Il 3 ottobre 1948 scoppiò nel Perù una rivolta militare repressa lo stesso giorno. Il giorno dopo, è stato pubblicato un decreto in cui si accusava un partito politico, Alianza Popular Revolucionaria Americana (APRA), ed il suo capo, di avere preparato e diretto la ribellione. Il 4 gennaio 1949, l’Ambasciatore della Colombia informò il governo peruviano che il suo Paese aveva concesso asilo politico ad Haya de la Torre e sollecitò la concessione di un lasciapassare perché lo stesso abbandonasse il Paese. Dopo mesi di discussione il caso fu sottoposto alla Corte Internazionale di Giustizia. Malgrado questa avesse deciso a suo favore, il governo peruviano emise il lasciapassare soltanto il 6 aprile 1954. Vedere Armando Caicedo Garzón, “Clave 1949 Asilo de Haya de la Torre”, “El Tiempo”, Lima 17 febbraio 1992 https://www.eltiempo.com/archivo/documento/MAM-37243
[3] Marco Travaglio, “Assange chi?”, “Il fatto quotidiano”, Roma 13 aprile 2019 https://www.ilfattoquotidiano.it/in-edicola/articoli/2019/04/13/assange-chi/5106909/
[4] Dante Alighieri, “La divina commedia”, Canto XXXIII.

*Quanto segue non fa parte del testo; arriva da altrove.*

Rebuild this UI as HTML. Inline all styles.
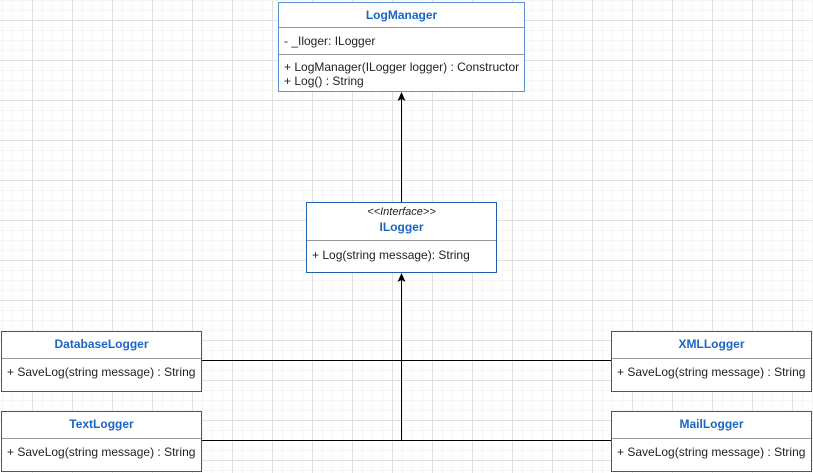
<!DOCTYPE html>
<html><head><style>
html,body{margin:0;padding:0}
body{width:813px;height:473px;position:relative;overflow:hidden;font-family:"Liberation Sans",Arial,sans-serif;font-size:12px;color:#222;
background-color:#fff;
background-image:
linear-gradient(to right,#e0e0e0 1px,transparent 1px),
linear-gradient(to bottom,#e0e0e0 1px,transparent 1px),
linear-gradient(to right,#f5f5f5 1px,transparent 1px),
linear-gradient(to bottom,#f5f5f5 1px,transparent 1px);
background-size:40px 40px,40px 40px,10px 10px,10px 10px;
background-position:32px 20px,32px 20px,2px 0px,2px 0px;}
.box{position:absolute;background:#fff;border:1px solid #1f5fae;box-sizing:border-box}
.t{font-weight:bold;color:#1a66c4;text-align:center;font-size:12px}
.d{position:absolute;left:0;right:0;border-top:1px solid #999}
.m{position:absolute;left:5px;white-space:nowrap;line-height:14px}
svg{position:absolute;left:0;top:0}
</style></head><body>
<svg width="813" height="473">
<line x1="401.5" y1="94" x2="401.5" y2="202" stroke="#000" stroke-width="1"/>
<polygon points="401.5,92 397.5,101 401.5,99 405.5,101" fill="#000"/>
<line x1="401.5" y1="275" x2="401.5" y2="441" stroke="#000" stroke-width="1"/>
<polygon points="401.5,273 397.5,282 401.5,280 405.5,282" fill="#000"/>
<line x1="201" y1="360.5" x2="611" y2="360.5" stroke="#000"/>
<line x1="201" y1="440.5" x2="611" y2="440.5" stroke="#000"/>
</svg>

<div class="box" style="left:278px;top:2px;width:247px;height:90px;border-color:#5a93d6">
<div class="t" style="position:absolute;left:0;right:0;top:5px">LogManager</div>
<div class="d" style="top:24px"></div>
<div class="m" style="top:31px">- _Iloger: ILogger</div>
<div class="d" style="top:51px"></div>
<div class="m" style="top:57px">+ LogManager(ILogger logger) : Constructor</div>
<div class="m" style="top:71px">+ Log() : String</div>
</div>

<div class="box" style="left:306px;top:202px;width:191px;height:71px">
<div style="position:absolute;left:0;right:0;top:3px;text-align:center;font-style:italic;font-size:11px">&lt;&lt;Interface&gt;&gt;</div>
<div class="t" style="position:absolute;left:0;right:0;top:17px">ILogger</div>
<div class="d" style="top:37px"></div>
<div class="m" style="top:45px">+ Log(string message): String</div>
</div>

<div class="box" style="left:1px;top:331px;width:201px;height:61px">
<div class="t" style="position:absolute;left:0;right:0;top:5px">DatabaseLogger</div>
<div class="d" style="top:26px"></div>
<div class="m" style="top:33px">+ SaveLog(string message) : String</div>
</div>
<div class="box" style="left:1px;top:411px;width:201px;height:61px">
<div class="t" style="position:absolute;left:0;right:0;top:5px">TextLogger</div>
<div class="d" style="top:26px"></div>
<div class="m" style="top:33px">+ SaveLog(string message) : String</div>
</div>
<div class="box" style="left:611px;top:331px;width:201px;height:61px">
<div class="t" style="position:absolute;left:0;right:0;top:5px">XMLLogger</div>
<div class="d" style="top:26px"></div>
<div class="m" style="top:33px">+ SaveLog(string message) : String</div>
</div>
<div class="box" style="left:611px;top:411px;width:201px;height:61px">
<div class="t" style="position:absolute;left:0;right:0;top:5px">MailLogger</div>
<div class="d" style="top:26px"></div>
<div class="m" style="top:33px">+ SaveLog(string message) : String</div>
</div>
</body></html>
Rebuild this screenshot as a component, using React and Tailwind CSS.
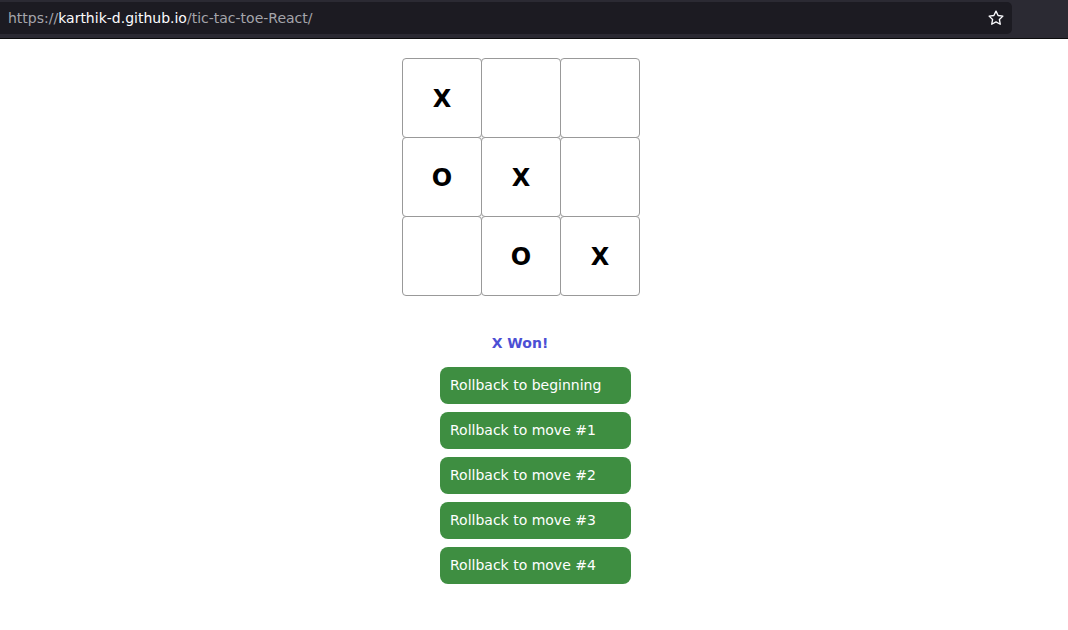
import React from "react";

const board = ["X", "", "", "O", "X", "", "", "O", "X"];
const moves = ["Rollback to beginning", "Rollback to move #1", "Rollback to move #2", "Rollback to move #3", "Rollback to move #4"];

function Star() {
  return (
    <svg width="18" height="18" viewBox="0 0 24 24" fill="none" stroke="#fbfbfe" strokeWidth="1.8" strokeLinejoin="round">
      <path d="M12 2.8l2.8 5.9 6.4.8-4.7 4.4 1.2 6.4L12 17.2l-5.7 3.1 1.2-6.4-4.7-4.4 6.4-.8z" />
    </svg>
  );
}

export default function App() {
  return (
    <div className="w-[1068px] h-[630px] bg-white overflow-hidden" style={{ fontFamily: '"DejaVu Sans", sans-serif' }}>
      <div className="h-[39px] bg-[#2b2a33] border-b border-[#0c0c0d] pt-[2px] flex">
        <div className="w-[1012px] h-[32px] bg-[#1c1b22] rounded-r-[5px] flex items-center pl-[8px] pr-[7px] justify-between">
          <div className="text-[14px] text-[#a5a5ab] tracking-[0px]">
            https://<span className="text-[#fbfbfe]">karthik-d.github.io</span>/tic-tac-toe-React/
          </div>
          <Star />
        </div>
      </div>
      <div className="flex flex-col items-start pl-[402px] pt-[19px]">
        <div className="flex flex-col">
          {[0, 1, 2].map((r) => (
            <div key={r} className="flex -mb-px">
              {[0, 1, 2].map((c) => (
                <div
                  key={c}
                  className="w-[80px] h-[80px] -mr-px border border-[#999] rounded-[4px] bg-white flex items-center justify-center pt-[2px] text-[24px] font-bold text-black"
                >
                  {board[r * 3 + c]}
                </div>
              ))}
            </div>
          ))}
        </div>
        <div className="w-[236px] text-center mt-[40px] text-[14px] font-bold text-[#4c4fd4] leading-[17px]">X Won!</div>
        <div className="flex flex-col gap-[8px] ml-[38px] mt-[15px]">
          {moves.map((m) => (
            <button
              key={m}
              className="w-[191px] h-[37px] rounded-[8px] bg-[#3e8e41] text-white text-[14px] text-left pl-[10px]"
            >
              {m}
            </button>
          ))}
        </div>
      </div>
    </div>
  );
}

[5] “Nixon, Frei e Pinochet fino ad oggi, fino a questo amaro mese di settembre dell’anno 1973, con Bordaberry, Garrastazú e Banzer, iene voraci della nostra storia, roditori degli spazi conquistati con tanta sangue e tanto fuoco, impantanati nei loro orticelli, predatori infernali, satrapi mille volte venduti e traditori aizzati dai lupi di New York, macchine affamate di sofferenze, macchiate dal sacrificio dei loro popoli martirizzati, mercanti prostituiti del pane e dell’aria americani, ciarlatani, boia, branco di cacicchi da lupanare, senz’altra legge che la tortura e la fame che frusta il popolo”. Il poema è datato “En algún lugar de Chile” (da qualche parte in Cile), 12 settembre 1973. Pablo Neruda è morto il 23 settembre 1973.